There must be something happening, vigilance if nothing else, vigilance for intruders, or perhaps a visual scan for her mate and the sustenance he brings. To think otherwise - that is, that animals possess no feelings at all, are just biological blank slates - is a slippery slope to believing they don't deserve our respect, protection or consideration.

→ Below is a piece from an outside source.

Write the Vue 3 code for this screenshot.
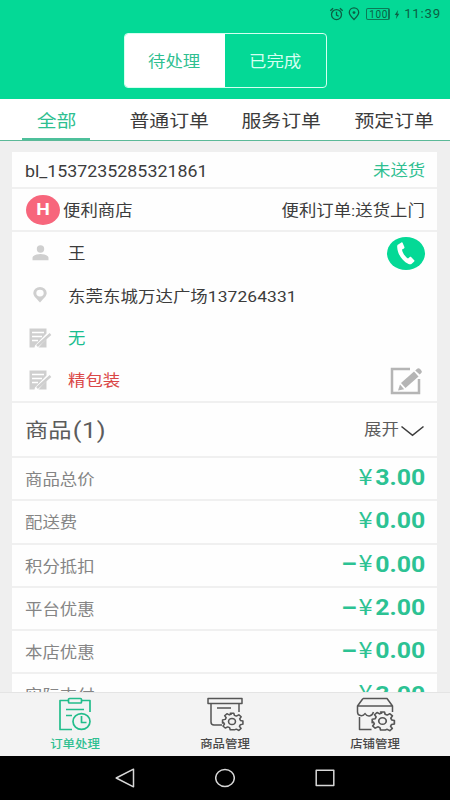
<script setup>
const tabs = ['全部', '普通订单', '服务订单', '预定订单']
const fees = [
  { label: '商品总价', sign: '', value: '3.00' },
  { label: '配送费', sign: '', value: '0.00' },
  { label: '积分抵扣', sign: '–', value: '0.00' },
  { label: '平台优惠', sign: '–', value: '2.00' },
  { label: '本店优惠', sign: '–', value: '0.00' },
  { label: '实际支付', sign: '', value: '3.00' },
]
const gear = 'M-1.700-9h3.400l.6 2.300 1.800.8 2.400-1.400 2.200 2.200-1.400 2.200.8 1.800 2.300.6v3.400l-2.500.6-.8 1.800 1.500 2.200-2.200 2.200-2.300-1.400-1.800.8L1.700 9h-3.400l-.6-2.400-1.800-.8-2.300 1.400-2.200-2.200 1.400-2.200-.8-1.800L-9 1.700v-3.400l2.600-.6.8-1.800-1.400-2.200 2.200-2.200 2.300 1.400 1.800-.8Z'
</script>

<template>
  <div class="screen">
    <header class="header">
      <div class="status">
        <svg class="alarm" viewBox="0 0 14 14"><circle cx="7" cy="7.600" r="5" /><path d="M.8 3.800 3.600 1.200M13.200 3.800 10.400 1.200M7 4.800V8l2.200 1.200" /></svg>
        <svg class="loc" viewBox="0 0 12 14"><path d="M6 12.600C3 9.800 1.300 7.700 1.300 5.600a4.700 4.700 0 0 1 9.400 0C10.700 7.700 9 9.800 6 12.600Z" /><circle class="dot" cx="6" cy="5.600" r="1.400" /></svg>
        <span class="battery">100</span>
        <svg class="bolt" viewBox="0 0 6 10"><path d="M4.200 0 0.500 5.500H2.600L1.800 10 5.500 4.300H3.400Z" /></svg>
        <span class="clock">11:39</span>
      </div>
      <div class="segment">
        <div class="seg on"><span class="t mid">待处理</span></div>
        <div class="seg"><span class="t mid">已完成</span></div>
      </div>
    </header>

    <nav class="tabs">
      <div v-for="(tab, i) in tabs" :key="tab" class="tab" :class="{ active: i === 0 }">
        <span class="t mid">{{ tab }}</span>
      </div>
    </nav>

    <main class="content">
      <section class="card">
        <div class="row order">
          <span class="t left number">bl_1537235285321861</span>
          <span class="t right green">未送货</span>
        </div>
        <div class="row shop">
          <span class="badge"><span class="t mid">H</span></span>
          <span class="t left">便利商店</span>
          <span class="t right push">便利订单:送货上门</span>
        </div>
        <div class="details">
          <div class="detail">
            <span class="icon">
              <svg width="17" height="16" viewBox="0 0 17 16"><circle cx="8.500" cy="4" r="3.700" /><path d="M0.500 15.300V13c0-2.500 4-4 8-4s8 1.500 8 4v2.300Z" /></svg>
            </span>
            <span class="t left">王</span>
            <span class="phone">
              <svg width="18" height="23" viewBox="0 0 18 23"><path d="M1.200 2.600 4.400.5c.6-.3 1-.2 1.300.4l1.700 4.200c.2.600 0 1-.4 1.300L5 7.600c.4 3.300 3.200 7.200 6 9l1.800-1.700c.5-.3.9-.3 1.300.1l3.100 3.200c.5.500.4.900 0 1.300l-2.500 2.300c-.8.700-2 .6-3.200.1C5.200 19.100.6 12.200.2 5.300.1 4 .3 3.100 1.200 2.600Z" /></svg>
            </span>
          </div>
          <div class="detail">
            <span class="icon">
              <svg width="14" height="16" viewBox="0 0 14 16"><path fill-rule="evenodd" d="M7 15.500C3 11 .3 8.800.3 5.900a6.700 5.800 0 0 1 13.400 0C13.700 8.800 11 11 7 15.500ZM7 2.700a3.700 3.400 0 1 0 0 6.800 3.700 3.400 0 1 0 0-6.800Z" /></svg>
            </span>
            <span class="t left address">东莞东城万达广场137264331</span>
          </div>
          <div v-for="note in ['无', '精包装']" :key="note" class="detail" :class="note === '无' ? 'remark' : 'pack'">
            <span class="icon">
              <svg class="note" width="23" height="20" viewBox="0 0 23 20"><path d="M.5.500h17v5L6 17.500l-.5 2h-5Z" /><path d="M13 15.500 17.500 11v8.500h-8Z" /><path class="cut" d="M3 4.500h12M3 8.500h10M3 12.500h6" /><path class="pen" d="M8 18 21.500 6" /></svg>
            </span>
            <span class="t left">{{ note }}</span>
            <svg v-if="note === '精包装'" class="edit" width="33" height="29" viewBox="0 0 33 29"><path class="frame" d="M20 3H2v24h27V13" /><path d="m11 17 13-11.500 4.500 5L15.500 22Z" /><path d="m25.200 4.400 1.700-1.500c1.100-1 2.200-.9 3.200.2l1.200 1.400c.8 1 .7 1.800-.1 2.500l-1.500 1.500Z" /><path d="m10 18.500 4.200 4.700L8 24.500Z" /></svg>
          </div>
        </div>
        <div class="row goods">
          <span class="t left title">商品<span class="count">(1)</span></span>
          <span class="expand"><span class="t right">展开</span>
            <svg width="25" height="12" viewBox="0 0 25 12"><path d="M1.500 1.500 12.500 10.300 23.500 1.500" /></svg>
          </span>
        </div>
        <div v-for="fee in fees" :key="fee.label" class="row fee">
          <span class="t left">{{ fee.label }}</span>
          <span class="price">
            <span class="t right sign">{{ fee.sign }}</span>
            <span class="t right yen">¥</span>
            <span class="t right value">{{ fee.value }}</span>
          </span>
        </div>
      </section>
    </main>

    <footer class="bottom">
      <div class="item current">
        <svg width="34" height="34" viewBox="0 0 34 34"><path d="M10 3.500H2v29h12M24 3.500h8V15" /><rect x="10.500" y="1.500" width="13" height="4.500" rx="1" /><path d="M8 12.500h18M8 18.500h6" /><ellipse cx="23.500" cy="24.500" rx="8.500" ry="7.800" /><path d="M23.500 19v6.500h5" /></svg>
        <span class="t mid">订单处理</span>
      </div>
      <div class="item">
        <svg width="36" height="34" viewBox="0 0 36 34"><rect x="1" y="1.500" width="34" height="5" /><path d="M4 6.500V25q0 3 3 3h8M32 6.500V15M10 11h14" /><g class="gear" transform="translate(25 24.500) scale(1.050 .92)"><path :d="gear" /><circle r="3.300" /></g></svg>
        <span class="t mid">商品管理</span>
      </div>
      <div class="item">
        <svg width="38" height="34" viewBox="0 0 38 34"><path d="M7 1.500h24L36.500 9v6M7 1.500 1.500 9v6c0 4 5.500 5 7.500 1.500C11 20 16 20 17.500 15M1.500 9h35M3.500 20v12.500h12" /><g class="gear" transform="translate(26.500 24) scale(1.140 1)"><path :d="gear" /><circle r="3.300" /></g></svg>
        <span class="t mid">店铺管理</span>
      </div>
    </footer>

    <div class="system">
      <svg width="20" height="20" viewBox="0 0 20 20"><path d="M1.200 10 18.500 1.200v17.600Z" /></svg>
      <svg width="20" height="20" viewBox="0 0 20 20"><ellipse cx="10" cy="10" rx="9.300" ry="8.500" /></svg>
      <svg width="20" height="20" viewBox="0 0 20 20"><rect x="1.200" y="2.200" width="17.600" height="15.400" /></svg>
    </div>
  </div>
</template>

<style>
body { background: #efefef; overflow: hidden; }
</style>

<style scoped>
.screen {
  width: 450px;
  height: 800px;
  display: flex;
  flex-direction: column;
  overflow: hidden;
  background: #efefef;
  color: #3c3c3c;
  font-family: Roboto, "Noto Sans CJK SC", sans-serif;
  font-size: 15.400px;
  line-height: 1;
  box-sizing: border-box;
}
svg { display: block; flex: none; }
.t { display: inline-block; white-space: nowrap; transform: scaleX(1.130); }
.left { transform-origin: left center; }
.right { transform-origin: right center; }
.mid { transform-origin: center; }
.green { color: #2fbf91; }

.header {
  flex: none;
  height: 99px;
  background: #04d996;
  display: flex;
  flex-direction: column;
  align-items: center;
}
.status {
  align-self: stretch;
  height: 28px;
  margin-bottom: 5px;
  padding-right: 9px;
  display: flex;
  align-items: center;
  justify-content: flex-end;
  color: #0c5f44;
}
.status svg { fill: none; stroke: #0c5f44; stroke-width: 1.300; }
.status .dot, .status .bolt { fill: #0c5f44; stroke: none; }
.alarm { width: 15px; height: 14px; margin-right: 4px; }
.loc { width: 12px; height: 14px; margin-right: 6px; }
.battery {
  font-size: 10px;
  line-height: 9px;
  letter-spacing: 0.700px;
  padding: 1px 0 0 2px;
  border: 1px solid #0c7a56;
  border-right-width: 2px;
  border-radius: 2px;
  margin-right: 4px;
}
.bolt { width: 6px; height: 9px; margin-right: 4px; }
.clock { font-size: 13.200px; letter-spacing: 0.800px; }
.segment {
  width: 203px;
  height: 55px;
  display: flex;
  box-sizing: border-box;
  border: 1px solid #d5fff0;
  border-radius: 4px;
  overflow: hidden;
}
.seg {
  width: 50%;
  box-sizing: border-box;
  display: flex;
  align-items: center;
  justify-content: center;
  padding-top: 4px;
  padding-right: 1px;
  color: #d5fff0;
}
.seg.on { background: #fff; color: #2fbf91; padding-right: 2px; }

.tabs {
  flex: none;
  height: 42px;
  box-sizing: border-box;
  display: grid;
  grid-template-columns: repeat(4, 112.500px);
  background: #fff;
  border-bottom: 1px solid #5cb998;
  font-size: 17.600px;
}
.tab { display: flex; align-items: center; justify-content: center; padding-top: 4px; }
.tab.active { color: #2fbf91; }
.tab.active::after {
  content: "";
  width: 68px;
  height: 2px;
  margin-left: -68px;
  align-self: flex-end;
  background: #4ec09b;
  transform: translateX(16px);
}

.content { flex: 1; min-height: 0; overflow: hidden; padding: 11px 13px 0 12px; }
.card { background: #fefefe; }
.row {
  display: flex;
  align-items: center;
  justify-content: space-between;
  box-sizing: border-box;
  padding: 3px 12px 0 13px;
  border-bottom: 2px solid #f0f0f0;
}
.order { height: 37px; padding-top: 4px; }
.number { font-size: 15.750px; }
.shop { height: 43px; padding-top: 0; justify-content: flex-start; }
.shop > .t { padding-top: 4px; }
.push { margin-left: auto; }
.badge {
  width: 34px;
  height: 30px;
  margin: 0 3px 0 1px;
  border-radius: 50%;
  background: #f7667c;
  color: #fff;
  font-size: 17px;
  font-weight: 700;
  display: flex;
  align-items: center;
  justify-content: center;
}
.details {
  height: 171px;
  box-sizing: border-box;
  padding: 0 12px 0 13px;
  border-bottom: 2px solid #f0f0f0;
}
.detail { display: flex; align-items: center; height: 42.300px; }
.detail > .t { padding-top: 4px; }
.address { letter-spacing: 0.080px; }
.icon { width: 30px; margin-right: 12.500px; display: flex; justify-content: center; }
.icon svg { fill: #cfcfcf; }
.note .cut { fill: none; stroke: #fff; stroke-width: 1.300; }
.note .pen { fill: none; stroke: #cfcfcf; stroke-width: 2.500; }
.phone {
  width: 38px;
  height: 33px;
  margin-left: auto;
  border-radius: 50%;
  background: #04d996;
  display: flex;
  align-items: center;
  justify-content: center;
}
.phone svg { fill: #fff; }
.remark { color: #18bd8f; }
.pack { color: #da4747; }
.edit { margin-left: auto; margin-right: 2px; fill: #b5b5b5; }
.edit .frame { fill: none; stroke: #b5b5b5; stroke-width: 2.500; }
.goods { height: 55px; padding-top: 2px; color: #5c5c5c; }
.title { font-size: 20.600px; }
.count { font-size: 22.500px; letter-spacing: 0.500px; margin-left: 1px; }
.expand { display: flex; align-items: center; gap: 1px; }
.expand svg { fill: none; stroke: #3c3c3c; stroke-width: 1.600; }
.fee { height: 43.300px; padding-top: 4px; color: #858585; }
.price {
  display: flex;
  align-items: center;
  height: 22px;
  font-size: 22px;
  font-weight: 700;
  color: #2cc293;
  padding-bottom: 5px;
}
.value { margin-left: 8.500px; }
.yen { font-family: "Noto Sans CJK SC", sans-serif; font-size: 22.500px; font-weight: 400; padding-bottom: 6px; }
.sign { margin-right: 2.500px; font-weight: 700; padding-top: 1px; }

.bottom {
  flex: none;
  height: 64px;
  box-sizing: border-box;
  border-top: 1px solid #e4e4e4;
  background: #f3f3f3;
  display: grid;
  grid-template-columns: repeat(3, 1fr);
  font-size: 11px;
  font-weight: 500;
  color: #484848;
}
.item { display: flex; flex-direction: column; align-items: center; padding-top: 4px; gap: 8px; }
.item svg { fill: none; stroke: #555; stroke-width: 1.500; stroke-linejoin: round; overflow: visible; }
.item.current { color: #2fbf91; }
.item.current svg { stroke: #23bd8b; stroke-width: 1.700; }
.gear { fill: #f3f3f3; }

.system {
  flex: none;
  height: 44px;
  background: #000;
  display: flex;
  align-items: center;
  justify-content: center;
  gap: 80px;
}
.system svg { fill: none; stroke: #d8d8d8; stroke-width: 1.500; stroke-linejoin: round; }
</style>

There are other intriguing attentions to detail I've observed that underscore the complexity of these creatures; the mother grabbing a beakful of nest material and packing it close to whatever side of her body the wind is blowing from as added insulation for the babies; the exacting matter in which she, with a delicateness that belies her fierce countenance, feeds them; the evident rivalry that has emerged between the chicks in a short period of time, jockeying for their mother's attention, climbing over each other to be the first fed; the fact that male and female parent share nest-sitting responsibility, periodically switching off. The moment of that switch-off, when one lands on the nest, reports for duty so to speak, and the other takes off, is strange and lovely. Though from what I can see, it's the female who spends most of the time guarding the brood.

The male's job is primarily bringing food home. Often he lands on the nest and - in an astonishing and further anthropomorphic gesture - lays down a fish in front of her, then flies away and returns a while later with another. Its pulsing gills indicate it is still alive, that it has just been snagged from some nearby lake or river, perhaps the Upper Iowa, or maybe the little brook that flows directly under their tree.

In either case, as fresh as fresh fish can be.

There is a simple rhythm to the life this family leads, where elsewhere in the world, our overly complex, frenzied human existence plays out one violent, noisy breakdown at a time. How marvelous to be able to while away an afternoon with them, to hear the sounds they hear from their perch (the buffeting of the chilly wind, the occasional howl of a truck passing on the nearby road, the closer, but less frequent, whinny of horses, indicating some kind of human dwelling in the immediate vicinity, even the incessant cheeping of the eaglets)...How lucky are we that a camera can be placed in close but unobtrusive proximity, without disturbing the animals, and set to broadcast their world in full color and sound, in real time, 24 hours a day, 7 days a week?

We must be careful (or I must be, anyway) not to delude ourselves about this world when viewing it from the comfort our laptops. Like all animals, these eagles live a simple life, but a harsh life, rich with ever-present danger and hardship. It is not simple the way humans strive to be simple. Mortality rate amongst eaglets is high (intraspecies violence, not to mention sibling rivalry, is commonplace) and these animals have no control over external forces, only the ability to react; usually ineffectually, if those forces are negative.

But all the more reason why we are lucky are we to have this technology at our disposal. We can watch and observe, share in the good and absorb the bad.

Although so far, nothing bad has happened for the Decorah, Iowa eagles, at least not this year. In just the few days I've been watching, the eaglets' growth has been astonishing, and they have already taken to roaming about the nest and trying to feed themselves.

I for one plan to keep watching. A summer well spent.